WHAT YOU ARE ASKED TO DO:
Check each line of the material below for the string "code", then report how many lines have it, and nothing else.

##########

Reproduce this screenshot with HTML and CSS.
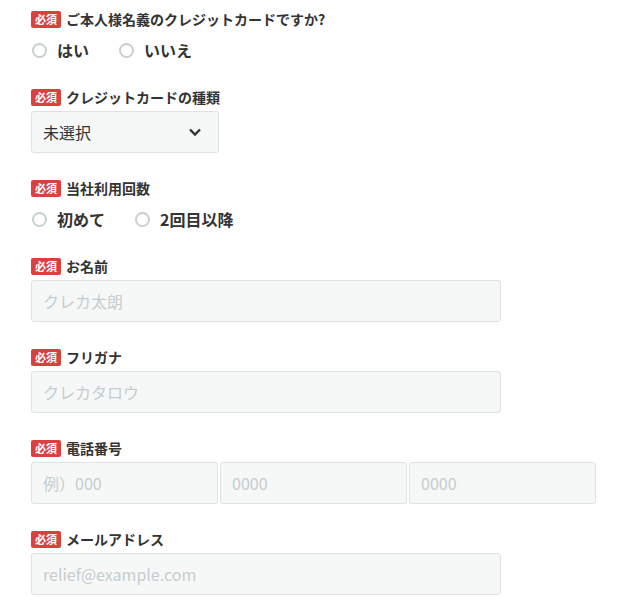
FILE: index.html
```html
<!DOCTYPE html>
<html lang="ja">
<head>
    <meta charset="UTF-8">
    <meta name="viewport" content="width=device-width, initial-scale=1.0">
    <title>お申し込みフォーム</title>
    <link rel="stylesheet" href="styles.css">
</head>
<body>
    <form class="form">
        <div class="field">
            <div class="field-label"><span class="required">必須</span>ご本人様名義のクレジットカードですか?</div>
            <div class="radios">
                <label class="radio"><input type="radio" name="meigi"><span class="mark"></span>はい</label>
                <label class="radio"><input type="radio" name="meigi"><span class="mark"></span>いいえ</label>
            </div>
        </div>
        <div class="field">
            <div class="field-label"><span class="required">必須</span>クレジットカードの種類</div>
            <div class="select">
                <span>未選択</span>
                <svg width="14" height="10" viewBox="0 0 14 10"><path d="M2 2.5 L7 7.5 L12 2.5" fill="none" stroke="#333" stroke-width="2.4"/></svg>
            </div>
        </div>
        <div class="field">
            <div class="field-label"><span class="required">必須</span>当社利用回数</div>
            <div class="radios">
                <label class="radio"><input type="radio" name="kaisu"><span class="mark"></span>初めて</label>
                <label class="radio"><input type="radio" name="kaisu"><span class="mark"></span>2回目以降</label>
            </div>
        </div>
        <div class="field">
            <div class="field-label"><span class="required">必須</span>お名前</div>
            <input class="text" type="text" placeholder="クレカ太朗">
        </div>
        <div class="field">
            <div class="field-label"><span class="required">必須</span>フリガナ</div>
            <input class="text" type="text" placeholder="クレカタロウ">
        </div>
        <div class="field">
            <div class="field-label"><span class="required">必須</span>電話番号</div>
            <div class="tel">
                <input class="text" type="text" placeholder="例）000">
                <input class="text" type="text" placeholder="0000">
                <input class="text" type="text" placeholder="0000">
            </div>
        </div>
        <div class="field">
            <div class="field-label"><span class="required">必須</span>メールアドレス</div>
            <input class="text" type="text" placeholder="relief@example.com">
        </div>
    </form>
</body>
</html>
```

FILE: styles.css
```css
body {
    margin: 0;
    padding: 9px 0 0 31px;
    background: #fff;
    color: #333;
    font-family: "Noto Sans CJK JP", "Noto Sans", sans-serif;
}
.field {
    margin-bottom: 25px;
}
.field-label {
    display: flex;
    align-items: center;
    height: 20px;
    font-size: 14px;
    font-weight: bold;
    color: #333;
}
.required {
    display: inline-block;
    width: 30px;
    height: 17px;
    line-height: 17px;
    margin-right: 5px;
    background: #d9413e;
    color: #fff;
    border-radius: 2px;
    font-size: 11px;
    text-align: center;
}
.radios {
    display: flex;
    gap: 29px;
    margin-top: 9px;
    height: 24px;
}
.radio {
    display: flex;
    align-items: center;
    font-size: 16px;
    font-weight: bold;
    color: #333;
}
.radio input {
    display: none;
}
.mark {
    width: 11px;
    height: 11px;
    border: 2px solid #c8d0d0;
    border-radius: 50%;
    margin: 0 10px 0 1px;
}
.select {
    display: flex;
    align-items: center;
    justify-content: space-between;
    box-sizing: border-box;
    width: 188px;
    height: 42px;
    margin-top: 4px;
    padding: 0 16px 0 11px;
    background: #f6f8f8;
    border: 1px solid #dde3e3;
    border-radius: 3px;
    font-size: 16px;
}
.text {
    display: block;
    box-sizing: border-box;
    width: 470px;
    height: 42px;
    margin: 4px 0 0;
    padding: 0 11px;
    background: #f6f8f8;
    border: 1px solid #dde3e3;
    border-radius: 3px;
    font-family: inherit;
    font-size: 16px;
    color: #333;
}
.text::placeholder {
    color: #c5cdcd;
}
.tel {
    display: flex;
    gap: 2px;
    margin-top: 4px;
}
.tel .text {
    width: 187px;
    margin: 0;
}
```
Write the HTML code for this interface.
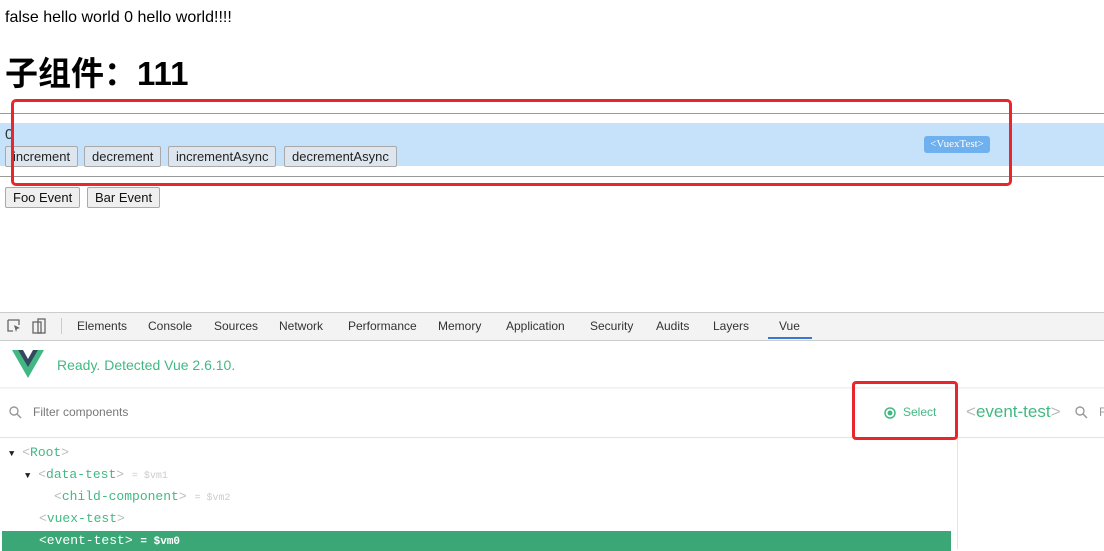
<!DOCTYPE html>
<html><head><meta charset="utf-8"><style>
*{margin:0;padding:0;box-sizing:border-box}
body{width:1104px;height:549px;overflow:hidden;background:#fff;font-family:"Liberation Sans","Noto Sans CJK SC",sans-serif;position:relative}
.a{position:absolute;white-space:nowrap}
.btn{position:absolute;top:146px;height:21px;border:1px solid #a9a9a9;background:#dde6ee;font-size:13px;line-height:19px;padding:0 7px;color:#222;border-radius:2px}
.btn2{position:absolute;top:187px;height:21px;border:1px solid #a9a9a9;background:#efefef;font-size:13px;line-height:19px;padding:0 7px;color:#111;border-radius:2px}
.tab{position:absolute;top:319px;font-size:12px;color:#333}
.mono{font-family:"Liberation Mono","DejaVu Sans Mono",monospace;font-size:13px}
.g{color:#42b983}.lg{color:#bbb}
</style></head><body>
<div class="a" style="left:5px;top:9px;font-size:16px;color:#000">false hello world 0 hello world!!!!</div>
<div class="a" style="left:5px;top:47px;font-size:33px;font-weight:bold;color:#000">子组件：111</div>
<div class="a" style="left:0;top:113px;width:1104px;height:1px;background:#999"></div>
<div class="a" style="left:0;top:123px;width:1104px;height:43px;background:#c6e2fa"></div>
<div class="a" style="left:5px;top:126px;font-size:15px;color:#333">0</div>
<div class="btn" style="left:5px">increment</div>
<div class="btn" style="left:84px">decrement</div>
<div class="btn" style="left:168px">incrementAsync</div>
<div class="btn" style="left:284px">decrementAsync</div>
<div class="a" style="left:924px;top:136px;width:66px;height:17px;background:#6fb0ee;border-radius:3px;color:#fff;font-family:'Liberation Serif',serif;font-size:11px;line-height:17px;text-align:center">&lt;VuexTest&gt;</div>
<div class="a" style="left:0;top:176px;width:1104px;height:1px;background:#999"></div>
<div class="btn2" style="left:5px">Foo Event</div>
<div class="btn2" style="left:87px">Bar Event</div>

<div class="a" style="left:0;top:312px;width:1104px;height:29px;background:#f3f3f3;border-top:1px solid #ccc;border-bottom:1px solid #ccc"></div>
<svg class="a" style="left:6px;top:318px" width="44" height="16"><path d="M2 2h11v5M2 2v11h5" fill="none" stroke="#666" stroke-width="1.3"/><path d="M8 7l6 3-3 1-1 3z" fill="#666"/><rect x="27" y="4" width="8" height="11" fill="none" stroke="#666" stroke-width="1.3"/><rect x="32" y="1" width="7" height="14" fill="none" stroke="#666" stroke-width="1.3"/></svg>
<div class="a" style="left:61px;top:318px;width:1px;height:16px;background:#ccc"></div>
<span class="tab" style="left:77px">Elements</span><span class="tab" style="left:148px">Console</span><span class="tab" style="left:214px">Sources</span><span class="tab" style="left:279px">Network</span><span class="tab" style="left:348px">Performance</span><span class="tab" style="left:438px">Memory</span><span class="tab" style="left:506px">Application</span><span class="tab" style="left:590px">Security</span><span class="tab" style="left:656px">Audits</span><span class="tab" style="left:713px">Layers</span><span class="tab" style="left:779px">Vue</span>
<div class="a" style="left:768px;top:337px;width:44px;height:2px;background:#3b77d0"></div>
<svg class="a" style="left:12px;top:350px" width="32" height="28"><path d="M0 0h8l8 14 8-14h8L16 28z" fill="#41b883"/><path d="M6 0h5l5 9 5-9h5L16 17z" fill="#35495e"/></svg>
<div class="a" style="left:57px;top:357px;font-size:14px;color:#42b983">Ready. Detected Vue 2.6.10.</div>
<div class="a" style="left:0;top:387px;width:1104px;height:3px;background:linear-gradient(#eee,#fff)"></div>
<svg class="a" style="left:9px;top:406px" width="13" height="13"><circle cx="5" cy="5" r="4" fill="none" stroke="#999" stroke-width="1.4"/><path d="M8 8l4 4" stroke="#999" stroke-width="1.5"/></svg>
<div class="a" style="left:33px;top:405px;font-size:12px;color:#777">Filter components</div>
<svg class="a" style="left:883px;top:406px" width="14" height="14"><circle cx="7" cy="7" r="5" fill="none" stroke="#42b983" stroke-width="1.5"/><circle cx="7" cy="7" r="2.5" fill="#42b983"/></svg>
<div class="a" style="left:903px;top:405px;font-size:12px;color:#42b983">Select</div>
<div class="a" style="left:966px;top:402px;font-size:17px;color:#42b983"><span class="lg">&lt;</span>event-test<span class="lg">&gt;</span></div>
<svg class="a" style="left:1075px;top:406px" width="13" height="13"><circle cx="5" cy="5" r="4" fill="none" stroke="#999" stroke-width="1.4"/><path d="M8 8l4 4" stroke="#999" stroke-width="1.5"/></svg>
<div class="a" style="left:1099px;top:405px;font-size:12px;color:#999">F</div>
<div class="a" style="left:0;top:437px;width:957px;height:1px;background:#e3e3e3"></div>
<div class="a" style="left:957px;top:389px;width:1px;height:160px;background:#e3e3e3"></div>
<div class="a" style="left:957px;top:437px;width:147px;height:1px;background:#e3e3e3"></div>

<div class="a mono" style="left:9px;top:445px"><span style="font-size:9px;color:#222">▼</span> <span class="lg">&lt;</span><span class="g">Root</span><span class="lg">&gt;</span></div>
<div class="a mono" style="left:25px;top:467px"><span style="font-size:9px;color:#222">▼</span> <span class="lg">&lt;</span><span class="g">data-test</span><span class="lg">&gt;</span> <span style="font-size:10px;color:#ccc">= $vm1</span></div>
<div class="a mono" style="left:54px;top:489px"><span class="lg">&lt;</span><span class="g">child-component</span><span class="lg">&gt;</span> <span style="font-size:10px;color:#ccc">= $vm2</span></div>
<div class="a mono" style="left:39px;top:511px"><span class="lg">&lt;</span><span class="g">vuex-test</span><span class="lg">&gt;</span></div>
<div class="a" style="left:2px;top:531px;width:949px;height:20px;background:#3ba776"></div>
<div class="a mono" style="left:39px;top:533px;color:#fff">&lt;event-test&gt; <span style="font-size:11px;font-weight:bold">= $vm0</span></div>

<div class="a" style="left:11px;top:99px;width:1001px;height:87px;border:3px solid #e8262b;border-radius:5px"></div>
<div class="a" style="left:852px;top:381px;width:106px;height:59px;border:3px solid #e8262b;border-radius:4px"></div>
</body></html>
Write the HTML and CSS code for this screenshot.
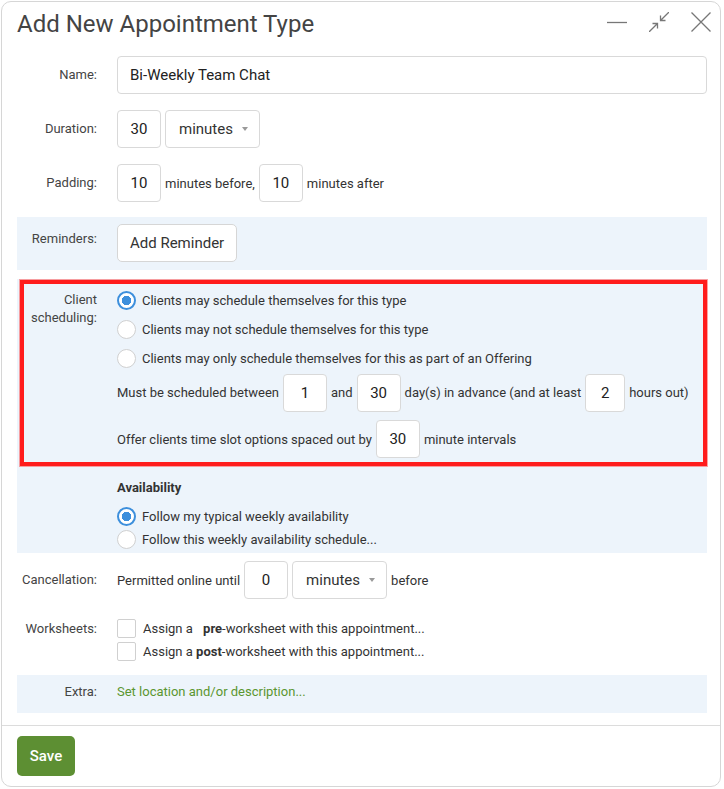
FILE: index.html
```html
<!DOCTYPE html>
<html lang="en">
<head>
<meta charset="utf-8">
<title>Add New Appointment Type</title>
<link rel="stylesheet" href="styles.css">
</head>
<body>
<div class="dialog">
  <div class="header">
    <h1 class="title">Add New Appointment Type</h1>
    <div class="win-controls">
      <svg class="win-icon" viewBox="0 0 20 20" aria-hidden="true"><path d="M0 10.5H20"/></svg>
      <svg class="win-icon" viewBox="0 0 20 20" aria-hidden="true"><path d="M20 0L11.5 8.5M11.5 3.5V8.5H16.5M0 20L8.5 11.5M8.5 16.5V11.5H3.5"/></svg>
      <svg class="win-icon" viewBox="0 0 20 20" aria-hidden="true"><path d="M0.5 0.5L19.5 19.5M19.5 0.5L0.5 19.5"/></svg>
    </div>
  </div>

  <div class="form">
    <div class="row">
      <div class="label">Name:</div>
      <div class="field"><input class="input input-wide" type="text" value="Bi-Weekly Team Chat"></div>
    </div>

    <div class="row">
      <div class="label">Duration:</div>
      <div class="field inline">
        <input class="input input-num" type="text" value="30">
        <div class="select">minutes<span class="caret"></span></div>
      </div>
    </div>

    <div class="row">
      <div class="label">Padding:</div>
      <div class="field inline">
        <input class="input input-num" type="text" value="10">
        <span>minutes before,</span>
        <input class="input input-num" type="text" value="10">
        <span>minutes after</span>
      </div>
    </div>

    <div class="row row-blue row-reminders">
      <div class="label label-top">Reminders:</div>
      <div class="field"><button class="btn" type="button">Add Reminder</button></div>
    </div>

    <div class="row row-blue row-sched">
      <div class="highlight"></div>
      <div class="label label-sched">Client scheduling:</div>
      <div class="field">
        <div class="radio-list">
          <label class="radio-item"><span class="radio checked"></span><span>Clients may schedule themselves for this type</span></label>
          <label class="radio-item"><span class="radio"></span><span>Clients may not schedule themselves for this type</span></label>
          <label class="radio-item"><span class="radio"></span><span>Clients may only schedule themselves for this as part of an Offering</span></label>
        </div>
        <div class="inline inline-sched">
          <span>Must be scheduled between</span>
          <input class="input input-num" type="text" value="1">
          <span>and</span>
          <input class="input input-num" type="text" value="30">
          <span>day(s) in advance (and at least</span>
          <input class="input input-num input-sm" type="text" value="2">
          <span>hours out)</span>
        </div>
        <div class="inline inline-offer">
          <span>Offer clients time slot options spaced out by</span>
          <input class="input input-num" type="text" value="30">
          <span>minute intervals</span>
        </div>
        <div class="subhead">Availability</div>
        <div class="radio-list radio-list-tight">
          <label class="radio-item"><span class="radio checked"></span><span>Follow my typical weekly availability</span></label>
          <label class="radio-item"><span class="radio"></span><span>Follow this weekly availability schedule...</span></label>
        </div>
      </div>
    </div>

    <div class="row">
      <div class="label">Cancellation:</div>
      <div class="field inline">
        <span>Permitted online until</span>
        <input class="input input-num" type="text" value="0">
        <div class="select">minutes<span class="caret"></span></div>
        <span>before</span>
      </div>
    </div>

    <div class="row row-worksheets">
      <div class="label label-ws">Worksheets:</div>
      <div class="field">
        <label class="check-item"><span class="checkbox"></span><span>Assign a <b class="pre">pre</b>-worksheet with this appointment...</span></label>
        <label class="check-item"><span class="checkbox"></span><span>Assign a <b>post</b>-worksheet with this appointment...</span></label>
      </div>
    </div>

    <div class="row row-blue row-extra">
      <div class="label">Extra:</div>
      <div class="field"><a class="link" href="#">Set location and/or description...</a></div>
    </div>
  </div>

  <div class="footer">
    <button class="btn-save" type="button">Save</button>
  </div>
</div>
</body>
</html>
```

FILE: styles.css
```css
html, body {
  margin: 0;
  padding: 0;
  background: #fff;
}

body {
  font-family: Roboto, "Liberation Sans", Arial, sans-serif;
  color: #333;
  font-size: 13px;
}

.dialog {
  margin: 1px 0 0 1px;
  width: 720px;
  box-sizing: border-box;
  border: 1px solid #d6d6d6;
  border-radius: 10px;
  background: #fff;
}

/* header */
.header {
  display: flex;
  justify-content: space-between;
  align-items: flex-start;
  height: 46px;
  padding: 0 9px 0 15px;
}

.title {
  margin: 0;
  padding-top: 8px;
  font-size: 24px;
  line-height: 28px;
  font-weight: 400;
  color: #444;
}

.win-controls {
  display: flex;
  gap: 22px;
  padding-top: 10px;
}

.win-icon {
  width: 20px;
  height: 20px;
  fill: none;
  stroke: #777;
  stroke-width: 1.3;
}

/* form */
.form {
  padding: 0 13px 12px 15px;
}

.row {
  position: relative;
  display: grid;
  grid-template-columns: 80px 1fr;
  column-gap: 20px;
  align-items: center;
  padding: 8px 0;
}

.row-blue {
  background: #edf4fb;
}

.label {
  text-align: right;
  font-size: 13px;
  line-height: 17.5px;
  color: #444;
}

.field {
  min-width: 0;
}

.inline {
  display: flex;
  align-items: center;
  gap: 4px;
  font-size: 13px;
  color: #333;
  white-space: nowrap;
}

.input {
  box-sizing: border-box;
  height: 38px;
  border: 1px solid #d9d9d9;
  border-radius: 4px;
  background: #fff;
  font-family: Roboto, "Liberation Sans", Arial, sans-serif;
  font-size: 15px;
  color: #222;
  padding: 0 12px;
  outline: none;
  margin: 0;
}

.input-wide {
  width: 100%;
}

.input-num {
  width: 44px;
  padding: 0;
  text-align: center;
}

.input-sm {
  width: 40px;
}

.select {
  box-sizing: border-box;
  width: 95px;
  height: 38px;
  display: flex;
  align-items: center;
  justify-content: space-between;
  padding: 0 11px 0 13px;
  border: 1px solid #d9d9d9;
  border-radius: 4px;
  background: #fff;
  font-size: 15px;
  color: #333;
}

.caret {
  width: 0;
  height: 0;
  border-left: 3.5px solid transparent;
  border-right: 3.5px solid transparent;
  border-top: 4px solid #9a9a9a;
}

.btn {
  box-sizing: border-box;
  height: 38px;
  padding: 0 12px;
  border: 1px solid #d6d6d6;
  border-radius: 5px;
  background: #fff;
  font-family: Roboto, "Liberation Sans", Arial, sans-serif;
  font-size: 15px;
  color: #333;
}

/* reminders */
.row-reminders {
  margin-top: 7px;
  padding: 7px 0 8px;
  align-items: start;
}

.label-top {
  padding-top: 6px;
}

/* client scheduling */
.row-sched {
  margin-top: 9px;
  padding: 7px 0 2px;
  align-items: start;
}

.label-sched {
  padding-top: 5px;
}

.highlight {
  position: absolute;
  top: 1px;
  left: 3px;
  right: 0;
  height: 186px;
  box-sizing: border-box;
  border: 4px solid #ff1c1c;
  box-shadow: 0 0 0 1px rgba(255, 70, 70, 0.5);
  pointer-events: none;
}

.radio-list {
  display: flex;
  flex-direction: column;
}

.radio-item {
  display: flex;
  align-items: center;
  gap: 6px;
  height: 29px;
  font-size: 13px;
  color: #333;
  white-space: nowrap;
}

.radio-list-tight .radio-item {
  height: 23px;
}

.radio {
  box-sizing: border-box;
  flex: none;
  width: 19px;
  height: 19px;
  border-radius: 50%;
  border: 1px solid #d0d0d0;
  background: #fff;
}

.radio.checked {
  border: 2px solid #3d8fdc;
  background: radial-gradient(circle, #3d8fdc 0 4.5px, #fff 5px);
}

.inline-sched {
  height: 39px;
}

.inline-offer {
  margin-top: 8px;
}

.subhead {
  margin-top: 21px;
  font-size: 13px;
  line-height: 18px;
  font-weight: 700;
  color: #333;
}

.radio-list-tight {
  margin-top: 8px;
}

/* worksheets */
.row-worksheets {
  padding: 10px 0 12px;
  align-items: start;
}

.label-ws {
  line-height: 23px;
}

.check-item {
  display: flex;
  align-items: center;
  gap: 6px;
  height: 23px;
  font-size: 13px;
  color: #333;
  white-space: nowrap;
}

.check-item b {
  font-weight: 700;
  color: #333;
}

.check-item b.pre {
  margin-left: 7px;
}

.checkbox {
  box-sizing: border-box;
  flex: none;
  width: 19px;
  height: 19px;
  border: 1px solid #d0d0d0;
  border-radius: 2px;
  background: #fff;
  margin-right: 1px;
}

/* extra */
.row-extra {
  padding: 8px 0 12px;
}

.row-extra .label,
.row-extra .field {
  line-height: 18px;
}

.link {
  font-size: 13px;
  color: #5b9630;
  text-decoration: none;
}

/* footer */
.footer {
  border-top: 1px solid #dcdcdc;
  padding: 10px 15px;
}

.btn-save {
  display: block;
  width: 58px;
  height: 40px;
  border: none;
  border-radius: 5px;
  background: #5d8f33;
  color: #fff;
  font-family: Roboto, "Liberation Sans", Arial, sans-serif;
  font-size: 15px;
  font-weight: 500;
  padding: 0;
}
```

##########

EXERCISE SOLUTION:
2